On April 26, 2019 – after the OAG revealed in court documents that approximately $850 million had gone missing and that Bitfinex and Tether had been misleading their clients – the company issued a false statement that “we have been informed that these Crypto Capital amounts are not lost but have been, in fact, seized and safeguarded.”
The reality, however, says OAG, was that Bitfinex did not, in fact, know the whereabouts of all of the customer funds held by Crypto Capital, and so had no such assurance to make.

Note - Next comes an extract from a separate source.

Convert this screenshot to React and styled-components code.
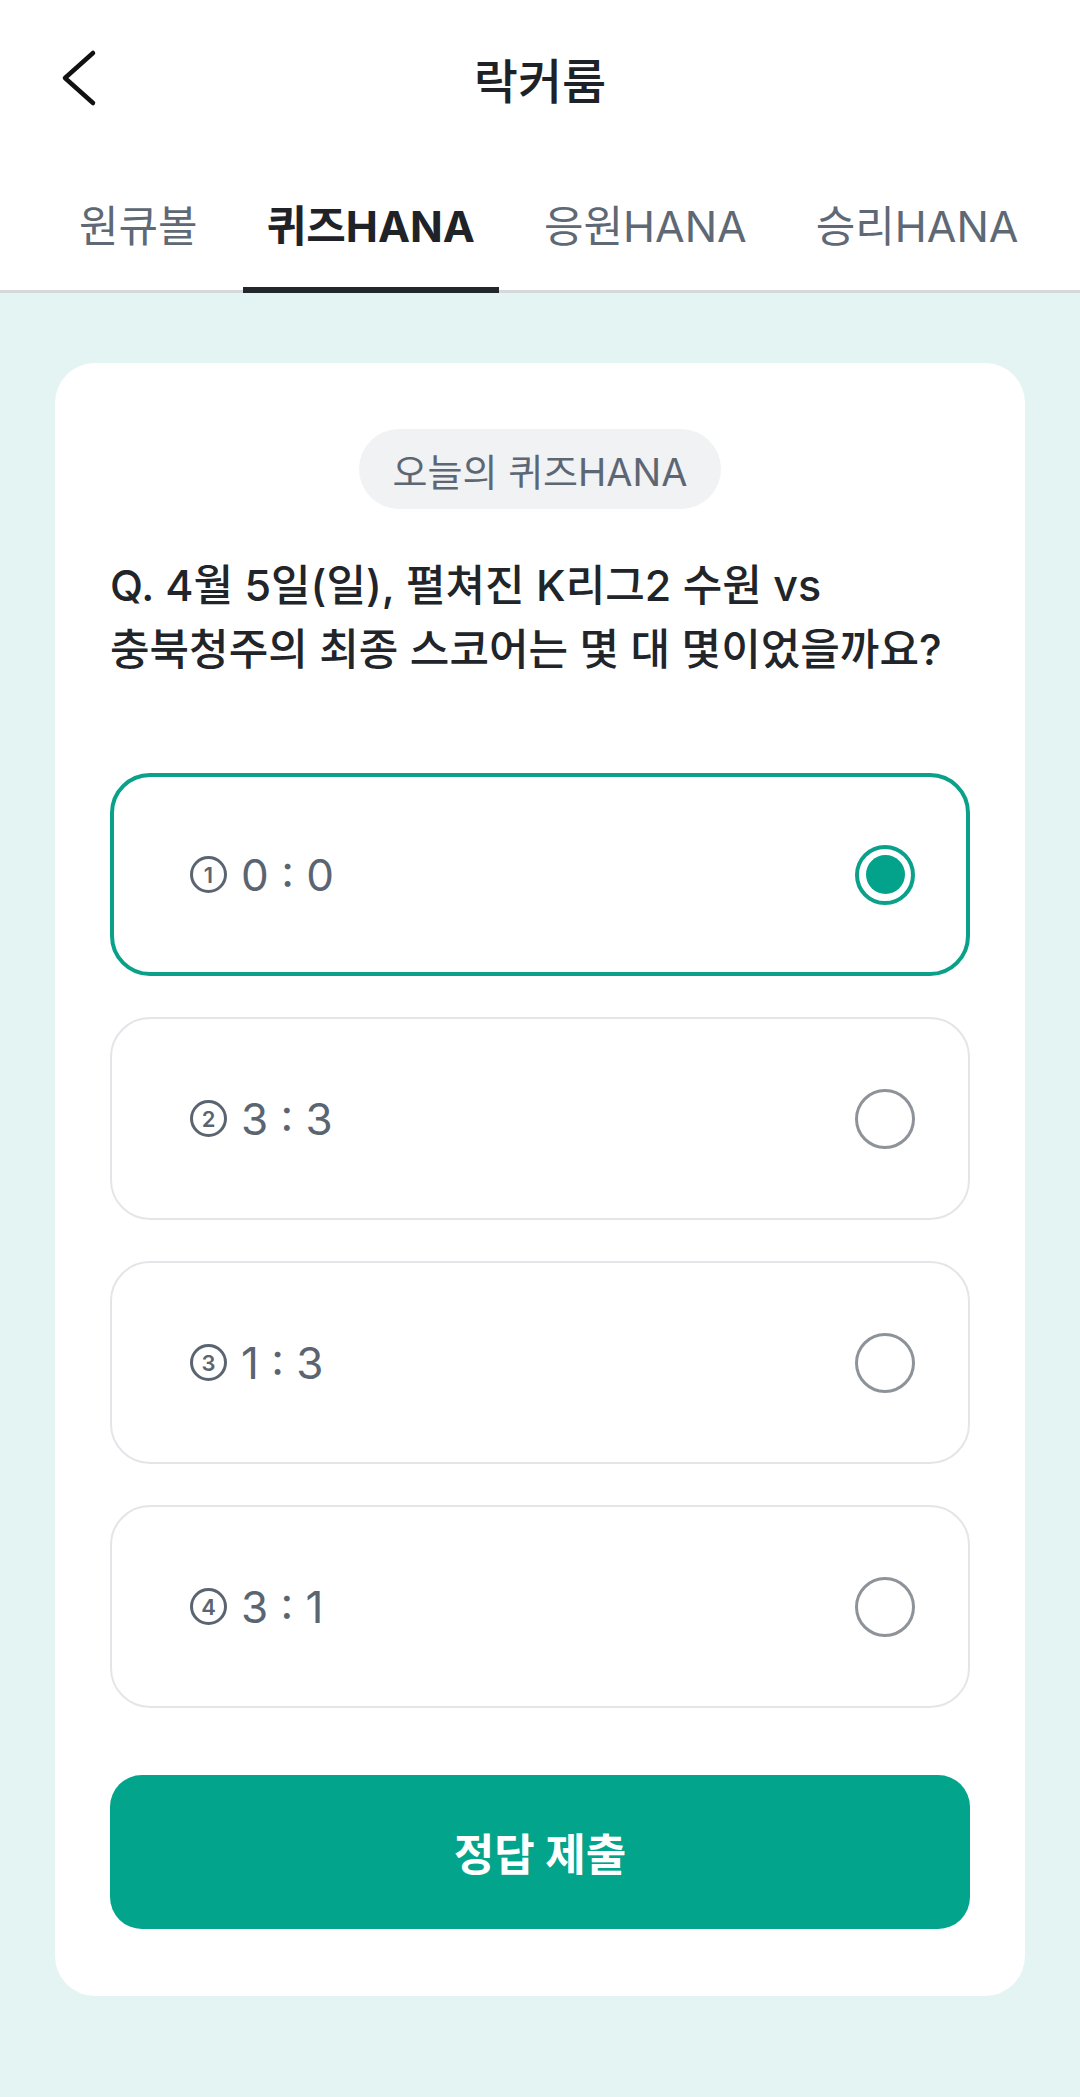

In April 2019, the OAG sought and obtained an injunction against further transfers of assets between and among Bitfinex and Tether, which are owned and controlled by the same small group of individuals. That action ultimately led to a July 2020 decision by the New York State Appellate Division of the Supreme Court, First Department, holding that Bitfinex and Tether – and other virtual currency trading platforms and cryptocurrencies operating from various locations around the world – are still subject to OAG jurisdiction if doing business in New York. It also found that tether and other virtual currencies were “commodities”, and noted that virtual currencies may also constitute securities.
Under the latest ruling, Bitfinex and Tether must submit to mandatory reporting on core business functions. Specifically, both will need to report, on a quarterly basis, that they are properly segregating corporate and client accounts, including segregation of government-issued and virtual currency trading accounts by company executives, as well as submit to mandatory reporting regarding transfers of assets between and among Bitfinex and Tether entities.
Additionally, Tether must offer public disclosures, by category, of the assets backing tethers, including disclosure of any loans or receivables to or from affiliated entities. The companies will also provide greater transparency and mandatory reporting regarding the use of non-bank “payment processors” or other entities used to transmit client funds.